14.2.      Our failure to demand the strict application of one of the provisions of these Terms of Sale cannot be considered as a tacit waiver of Our rights and does not prevent Us from demanding strict compliance with these provisions at a later date.

14.3.      These Terms of Sale, including any references included in the Terms of Sale, fully reflect the rights and obligations of the Parties and replace all previous agreements and proposals, both oral and written, including any conditions of the Parties.

14.4.      The Terms of Sale apply at all times and exclusively to all present and future Agreements between You and us, except in the case of an express deviation. An explicit deviation is only valid to the extent that it is the result of mutual agreement between You and Us which is explicitly recorded in writing. Express deviations are only valid to replace or supplement the clauses to which they relate. The other provisions of these Terms of Sale shall remain in full force and effect.

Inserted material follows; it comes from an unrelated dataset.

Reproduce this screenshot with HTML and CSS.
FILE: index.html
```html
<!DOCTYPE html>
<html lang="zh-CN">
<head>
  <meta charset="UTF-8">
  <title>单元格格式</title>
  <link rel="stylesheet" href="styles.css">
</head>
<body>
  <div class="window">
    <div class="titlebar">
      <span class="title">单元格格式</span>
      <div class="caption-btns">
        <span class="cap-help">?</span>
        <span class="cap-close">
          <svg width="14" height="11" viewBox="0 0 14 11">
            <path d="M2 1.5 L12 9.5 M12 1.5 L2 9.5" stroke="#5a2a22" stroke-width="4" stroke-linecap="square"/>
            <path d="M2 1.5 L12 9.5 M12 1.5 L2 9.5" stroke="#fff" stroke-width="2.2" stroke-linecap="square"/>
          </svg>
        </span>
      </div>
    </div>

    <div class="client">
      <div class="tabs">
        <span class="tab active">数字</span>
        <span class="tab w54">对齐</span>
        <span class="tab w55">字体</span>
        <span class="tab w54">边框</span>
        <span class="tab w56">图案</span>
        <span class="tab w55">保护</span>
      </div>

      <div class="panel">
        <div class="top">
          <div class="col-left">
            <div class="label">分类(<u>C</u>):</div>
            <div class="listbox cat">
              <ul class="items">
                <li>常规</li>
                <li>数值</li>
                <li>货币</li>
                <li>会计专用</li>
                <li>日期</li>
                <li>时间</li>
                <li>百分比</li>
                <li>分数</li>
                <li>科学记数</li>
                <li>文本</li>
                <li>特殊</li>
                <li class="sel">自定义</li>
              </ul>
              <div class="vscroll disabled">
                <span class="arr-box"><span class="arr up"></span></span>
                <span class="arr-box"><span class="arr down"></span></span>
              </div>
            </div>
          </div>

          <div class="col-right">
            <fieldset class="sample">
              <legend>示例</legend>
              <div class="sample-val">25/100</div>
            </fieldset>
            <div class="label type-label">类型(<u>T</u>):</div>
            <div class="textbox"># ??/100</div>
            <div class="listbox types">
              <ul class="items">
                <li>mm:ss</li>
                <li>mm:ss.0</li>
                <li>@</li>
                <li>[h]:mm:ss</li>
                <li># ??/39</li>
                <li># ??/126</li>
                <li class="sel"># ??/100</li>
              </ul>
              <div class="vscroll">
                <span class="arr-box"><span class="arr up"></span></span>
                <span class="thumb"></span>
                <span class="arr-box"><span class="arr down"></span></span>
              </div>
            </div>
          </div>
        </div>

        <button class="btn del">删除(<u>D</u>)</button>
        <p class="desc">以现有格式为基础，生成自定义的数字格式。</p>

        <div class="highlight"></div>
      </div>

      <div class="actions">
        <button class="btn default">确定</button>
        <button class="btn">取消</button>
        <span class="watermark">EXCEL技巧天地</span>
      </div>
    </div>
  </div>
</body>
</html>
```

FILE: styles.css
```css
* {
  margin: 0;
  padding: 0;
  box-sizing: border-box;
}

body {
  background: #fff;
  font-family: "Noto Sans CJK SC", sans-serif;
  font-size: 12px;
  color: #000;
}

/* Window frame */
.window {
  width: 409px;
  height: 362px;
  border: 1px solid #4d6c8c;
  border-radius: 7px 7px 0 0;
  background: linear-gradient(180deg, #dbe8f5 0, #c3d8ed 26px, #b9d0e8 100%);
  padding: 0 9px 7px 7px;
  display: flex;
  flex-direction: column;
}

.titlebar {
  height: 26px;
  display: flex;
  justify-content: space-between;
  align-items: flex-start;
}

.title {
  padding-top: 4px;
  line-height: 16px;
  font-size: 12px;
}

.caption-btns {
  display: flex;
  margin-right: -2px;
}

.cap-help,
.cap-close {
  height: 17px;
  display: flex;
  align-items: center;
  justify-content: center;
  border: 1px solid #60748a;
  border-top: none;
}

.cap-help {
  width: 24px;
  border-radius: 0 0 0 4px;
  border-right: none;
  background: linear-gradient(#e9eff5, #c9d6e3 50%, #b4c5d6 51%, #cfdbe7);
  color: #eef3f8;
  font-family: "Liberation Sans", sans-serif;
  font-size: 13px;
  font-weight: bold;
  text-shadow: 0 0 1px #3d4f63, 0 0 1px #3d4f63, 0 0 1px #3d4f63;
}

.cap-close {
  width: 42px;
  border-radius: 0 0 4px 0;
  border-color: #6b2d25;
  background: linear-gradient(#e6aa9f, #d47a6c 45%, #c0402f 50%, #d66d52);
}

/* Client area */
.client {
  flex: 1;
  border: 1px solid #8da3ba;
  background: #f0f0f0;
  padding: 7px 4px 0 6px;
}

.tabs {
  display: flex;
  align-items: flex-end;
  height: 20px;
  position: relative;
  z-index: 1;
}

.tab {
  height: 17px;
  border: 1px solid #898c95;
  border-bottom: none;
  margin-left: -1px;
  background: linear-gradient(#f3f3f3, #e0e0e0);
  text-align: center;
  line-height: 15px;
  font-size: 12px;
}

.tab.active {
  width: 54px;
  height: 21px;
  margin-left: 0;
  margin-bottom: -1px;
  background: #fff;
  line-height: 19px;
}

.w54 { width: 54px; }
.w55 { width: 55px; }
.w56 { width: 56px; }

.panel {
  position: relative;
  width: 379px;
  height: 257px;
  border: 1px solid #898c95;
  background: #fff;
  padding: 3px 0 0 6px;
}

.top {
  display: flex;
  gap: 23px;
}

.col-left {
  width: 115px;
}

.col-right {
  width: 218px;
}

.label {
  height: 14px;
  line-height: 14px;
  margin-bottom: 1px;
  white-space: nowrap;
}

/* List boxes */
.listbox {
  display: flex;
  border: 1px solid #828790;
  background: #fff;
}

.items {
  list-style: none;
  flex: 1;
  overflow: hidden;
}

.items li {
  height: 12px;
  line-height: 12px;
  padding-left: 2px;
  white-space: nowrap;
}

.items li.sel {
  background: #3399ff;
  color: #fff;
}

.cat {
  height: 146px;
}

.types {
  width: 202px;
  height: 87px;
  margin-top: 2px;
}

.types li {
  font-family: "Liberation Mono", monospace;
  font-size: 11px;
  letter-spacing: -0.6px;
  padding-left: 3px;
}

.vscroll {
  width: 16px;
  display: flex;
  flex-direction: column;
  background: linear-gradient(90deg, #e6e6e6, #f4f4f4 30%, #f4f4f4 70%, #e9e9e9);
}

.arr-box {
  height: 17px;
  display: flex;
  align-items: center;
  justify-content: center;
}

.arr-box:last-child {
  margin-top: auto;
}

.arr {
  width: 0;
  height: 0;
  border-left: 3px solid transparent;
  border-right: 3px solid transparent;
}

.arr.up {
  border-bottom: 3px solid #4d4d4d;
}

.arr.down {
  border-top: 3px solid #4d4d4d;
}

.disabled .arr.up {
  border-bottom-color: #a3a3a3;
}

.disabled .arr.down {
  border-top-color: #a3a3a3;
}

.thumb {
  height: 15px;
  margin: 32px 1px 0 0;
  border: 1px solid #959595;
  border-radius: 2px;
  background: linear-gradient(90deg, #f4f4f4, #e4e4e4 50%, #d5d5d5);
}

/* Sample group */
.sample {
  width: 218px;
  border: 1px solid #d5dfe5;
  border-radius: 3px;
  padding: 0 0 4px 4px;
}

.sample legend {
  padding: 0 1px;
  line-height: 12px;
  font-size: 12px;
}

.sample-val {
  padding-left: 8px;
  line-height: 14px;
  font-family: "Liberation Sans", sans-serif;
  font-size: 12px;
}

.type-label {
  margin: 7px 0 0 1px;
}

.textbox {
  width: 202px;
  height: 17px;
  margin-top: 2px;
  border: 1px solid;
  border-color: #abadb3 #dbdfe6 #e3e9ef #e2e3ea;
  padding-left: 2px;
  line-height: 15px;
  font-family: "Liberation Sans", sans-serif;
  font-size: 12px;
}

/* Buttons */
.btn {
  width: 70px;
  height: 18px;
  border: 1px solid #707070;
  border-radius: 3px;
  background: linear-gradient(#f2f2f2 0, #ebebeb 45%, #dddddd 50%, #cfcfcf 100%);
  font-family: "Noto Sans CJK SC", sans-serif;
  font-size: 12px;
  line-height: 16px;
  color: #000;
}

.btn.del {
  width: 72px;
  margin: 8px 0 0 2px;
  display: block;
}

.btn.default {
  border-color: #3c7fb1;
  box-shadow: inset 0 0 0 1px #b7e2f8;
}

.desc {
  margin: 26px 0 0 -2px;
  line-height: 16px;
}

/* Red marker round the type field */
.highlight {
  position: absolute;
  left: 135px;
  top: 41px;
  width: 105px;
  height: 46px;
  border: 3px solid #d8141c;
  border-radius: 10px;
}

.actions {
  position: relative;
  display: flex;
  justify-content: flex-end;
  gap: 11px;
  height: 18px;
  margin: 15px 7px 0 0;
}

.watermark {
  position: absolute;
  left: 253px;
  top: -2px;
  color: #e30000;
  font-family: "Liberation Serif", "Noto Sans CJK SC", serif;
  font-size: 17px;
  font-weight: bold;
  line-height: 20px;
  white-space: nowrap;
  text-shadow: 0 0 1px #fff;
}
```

15    Applicable law and competent court

15.1.      To the extent permitted by law, all contracts to which these Terms of Sale apply shall be governed by Belgian law, to the exclusion of the Vienna Convention on Contracts for the International Sale of Goods.

15.2.      These Terms of Sale do not affect the legal rights that are compulsorily granted to you by virtue of the Belgian legislation on consumer protection. Consumers may also bring a dispute about these Terms of Sale before an independent body. For further information, please visit: https://ec.europa.eu/consumers/odr/main/?event=main.home2.show.

15.3.      Any dispute concerning the interpretation or application of these Terms of Sale shall be subject to the exclusive jurisdiction of the courts in which Our registered office is situated, unless another court is mandatorily stipulated by law.